III – JUSTIFICATION DE LA SÉLECTION
Explication (intuitive mais argumentée) du choix : Il est rare que les oeuvres brèves (nouvelles, notamment) soient pertinentes pour le projet Personnage. Heureusement, le roman/nouvelle/novella (60 pages, actions réduites, peu de personnages) de Jacques Serena présente et surtout détaille un personnage à peu près complètement inactif et dont les facultés d'interprétation sont pour le moins problématiques. En fait, le personnage principal de Musaraignes est tantôt indifférent, tantôt paranoïaque. Bref, soit il ne fait ni ne s'intéresse à rien, soit, lorsqu'il s'intéresse enfin à ce qui passe autour de lui, il comprend tout de travers.
Appréciation globale : À la fois drôle et pathétique, ça rappelle un peu Beckett par moments.
IV – TYPE DE RUPTURE
Validation du cas au point de vue de la rupture
a) actionnelle : Remise en question de l’intention (et éventuellement de la motivation); logiques cognitives/rationnelles ou sensibles; présence ou absence d’un nœud d’intrigue et d’une résolution; difficulté/incapacité à s’imaginer transformer le monde (à s’imaginer le monde transformable), etc.
b) interprétative : Difficulté/incapacité à donner sens au monde (à une partie du monde) de façon cohérente et/ou conforme à certaines normes interprétatives; énigmaticité et/ou illisibilité du monde; caducité ou excentricité interprétative; etc.
V – SPÉCIFICITÉS POÉTIQUES
Fiabilité du narrateur
Évidemment, la paranoïa dont est de temps à autre atteint le narrateur et personnage principal suggère que l'on serait en présence d'un narrateur non fiable. Pourtant, il est juste assez fiable pour que l'on comprenne qu'il est non fiable. Pas clair ? Comment dire… Dans sa manière de raconter transparaît à la fois sa paranoïa (par exemple, il décrit les soeurs qui l'agressent en déplaçant son lit) et ce qui se passe “en réalité” (les soeurs déplacent le lit pour passer l'aspirateur derrière).
Langage particulier
J'ignore si c'est une caractéristique récurrente de l'auteur, mais, dans Musaraignes, le langage est un peu malmené.
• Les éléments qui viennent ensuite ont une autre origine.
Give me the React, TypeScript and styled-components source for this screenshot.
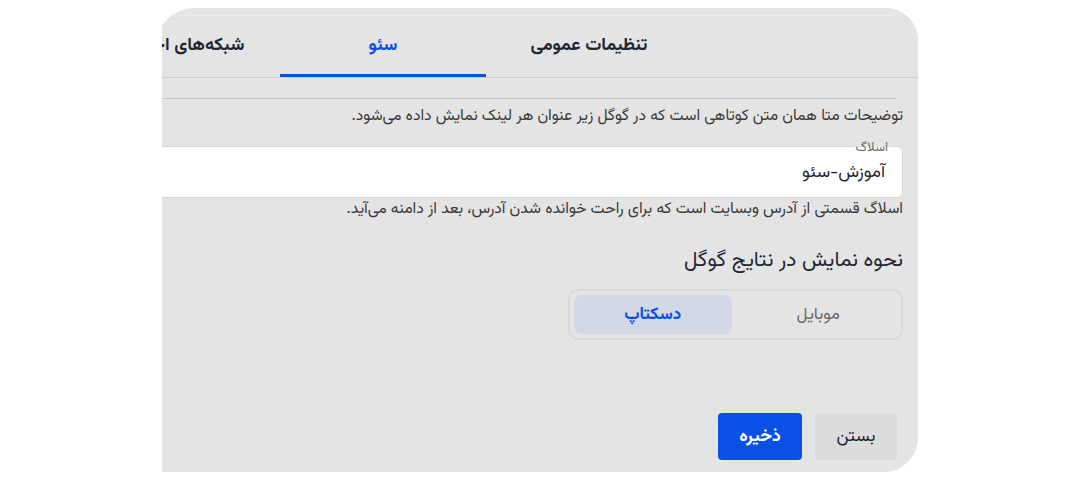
import React from 'react';
import styled, {createGlobalStyle} from "styled-components";

const colors = {
    panel: '#e4e4e4',
    text: '#1f2733',
    text2: '#3a3a3a',
    muted: '#6b6b6b',
    blue: '#0a4fe6',
    line: '#cdcdcd',
}

const font = `"Vazirmatn", "Noto Sans Arabic", "DejaVu Sans", sans-serif`

const GlobalStyle = createGlobalStyle`
  body {
    margin: 0;
    background: #ffffff;
    font-family: ${font};
  }
`

const App = () => {
    return (
        <>
            <GlobalStyle/>
            <Page>
                <Viewport>
                    <Panel dir="rtl">
                        <TabBar>
                            <Tab>تنظیمات عمومی</Tab>
                            <Tab $active>سئو</Tab>
                            <Tab>شبکه‌های اجتماعی</Tab>
                        </TabBar>
                        <Body>
                            <FieldTail/>
                            <Hint>توضیحات متا همان متن کوتاهی است که در گوگل زیر عنوان هر لینک نمایش داده می‌شود.</Hint>
                            <Field>
                                <FieldLabel>اسلاگ</FieldLabel>
                                <FieldValue>آموزش-سئو</FieldValue>
                            </Field>
                            <Hint $tight>اسلاگ قسمتی از آدرس وبسایت است که برای راحت خوانده شدن آدرس، بعد از دامنه می‌آید.</Hint>
                            <SectionTitle>نحوه نمایش در نتایج گوگل</SectionTitle>
                            <Segmented>
                                <Segment>موبایل</Segment>
                                <Segment $active>دسکتاپ</Segment>
                            </Segmented>
                        </Body>
                        <Footer>
                            <Button>بستن</Button>
                            <Button $primary>ذخیره</Button>
                        </Footer>
                    </Panel>
                </Viewport>
            </Page>
        </>
    );
};

const Page = styled.div`
  padding-top: 8px;
  padding-left: 162px;
`

const Viewport = styled.div`
  width: 756px;
  overflow: hidden;
`

const Panel = styled.div`
  margin-left: -7px;
  width: 763px;
  height: 464px;
  background-color: ${colors.panel};
  border-radius: 0 32px 34px 0;
  border-top-left-radius: 40px;
  display: flex;
  flex-direction: column;
  box-sizing: border-box;
`

const TabBar = styled.div`
  display: flex;
  height: 70px;
  padding-right: 226px;
  border-bottom: 1px solid ${colors.line};
  box-sizing: border-box;
  position: relative;
  flex-shrink: 0;

  &::before {
    content: '';
    position: absolute;
    top: 7px;
    left: 20px;
    right: 24px;
    border-top: 1px solid #ececec;
  }
`

const Tab = styled.div<{ $active?: boolean }>`
  flex: 0 0 206px;
  display: flex;
  align-items: center;
  justify-content: center;
  padding-top: 10px;
  box-sizing: border-box;
  font-size: 18px;
  font-weight: bold;
  white-space: nowrap;
  color: ${p => p.$active ? colors.blue : colors.text};
  border-bottom: 3px solid ${p => p.$active ? colors.blue : 'transparent'};
`

const Body = styled.div`
  display: flex;
  flex-direction: column;
  padding: 0 15px 0 0;
`

const FieldTail = styled.div`
  height: 20px;
  margin-right: 6px;
  border-bottom: 1px solid #c6c6c6;
`

const Hint = styled.div<{ $tight?: boolean }>`
  font-size: 15.7px;
  line-height: 22px;
  color: ${colors.text2};
  white-space: nowrap;
  margin-top: ${p => p.$tight ? '0' : '6px'};
`

const Field = styled.div`
  position: relative;
  margin-top: 19px;
  flex: 0 0 52px;
  background: #ffffff;
  border: 1px solid #d6d6d6;
  border-radius: 6px;
  box-sizing: border-box;
  display: flex;
  align-items: center;
  padding-right: 17px;
`

const FieldLabel = styled.span`
  position: absolute;
  top: -8px;
  right: 10px;
  padding: 0 4px;
  font-size: 13px;
  line-height: 18px;
  color: ${colors.muted};
  background: linear-gradient(${colors.panel} 45%, #ffffff 45%);
`

const FieldValue = styled.span`
  font-size: 17.6px;
  color: ${colors.text};
`

const SectionTitle = styled.h3`
  margin: 26px 0 0;
  font-size: 21px;
  line-height: 30px;
  font-weight: normal;
  color: ${colors.text};
`

const Segmented = styled.div`
  margin-top: 13px;
  align-self: flex-start;
  width: 335px;
  height: 51px;
  box-sizing: border-box;
  border: 2px solid #d9d9d9;
  border-radius: 10px;
  padding: 4px;
  display: grid;
  grid-template-columns: 1fr 1fr;
  gap: 8px;
`

const Segment = styled.div<{ $active?: boolean }>`
  display: flex;
  align-items: center;
  justify-content: center;
  border-radius: 8px;
  font-size: 17px;
  font-weight: ${p => p.$active ? 'bold' : 'normal'};
  color: ${p => p.$active ? colors.blue : colors.muted};
  background: ${p => p.$active ? '#d3d8e6' : 'transparent'};
`

const Footer = styled.div`
  margin-top: auto;
  display: flex;
  gap: 13px;
  padding: 0 21px 12px 0;
`

const Button = styled.button<{ $primary?: boolean }>`
  width: ${p => p.$primary ? '84px' : '82px'};
  height: 47px;
  border: none;
  border-radius: 4px;
  font-family: ${font};
  font-size: 17.5px;
  font-weight: ${p => p.$primary ? 'bold' : 'normal'};
  color: ${p => p.$primary ? '#ffffff' : colors.text};
  background: ${p => p.$primary ? colors.blue : '#dcdcdc'};
`

export default App;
Les phrases sont parfois interminables ou bien extrêmement courtes, mais toujours assez elliptiques. Le dernier paragraphe de l'oeuvre est probablement l'endroit où c'est le plus flagrant, au point de miner la compréhension : “Mais ça, tout ça. Je ne le quitterai pas, je le sens bien. C'est ça qui me quittera. Quand ça voudra. Ce sera sans lutte. Ça m'a du reste déjà pas mal quitté. Me voilà dans le reflet de la vitre, cheveux en vrac. Quelque chose par contre dans ce visage. Le long nez, aux longues narines, ou la bouche. Non. Jamais autant vu. Rien à faire pour m'y croire encore. Finies, mes tentatives de tentations. Tentations de tentatives. Ça ne prend plus à présent. À présent. Vu sa semelle avant qu'il lève le pied, dixit qui, déjà. Où, à quelle occasion. L'évocation des choses plus forte que les choses. Le passé revu et corrigé pour tenir encore un peu au présent, et se traîner jusqu'à un futur moins moche. Ce que je disais. Faisais même. Mais quand plus d'avenir, le passé pourquoi et comment le présent.”
Enfin, le côté numérique de l'oeuvre n'est absolument pas exploité. On est en face d'un texte divisé en paragraphes, présenté sur une seule page que l'on fait défiler du début à la fin.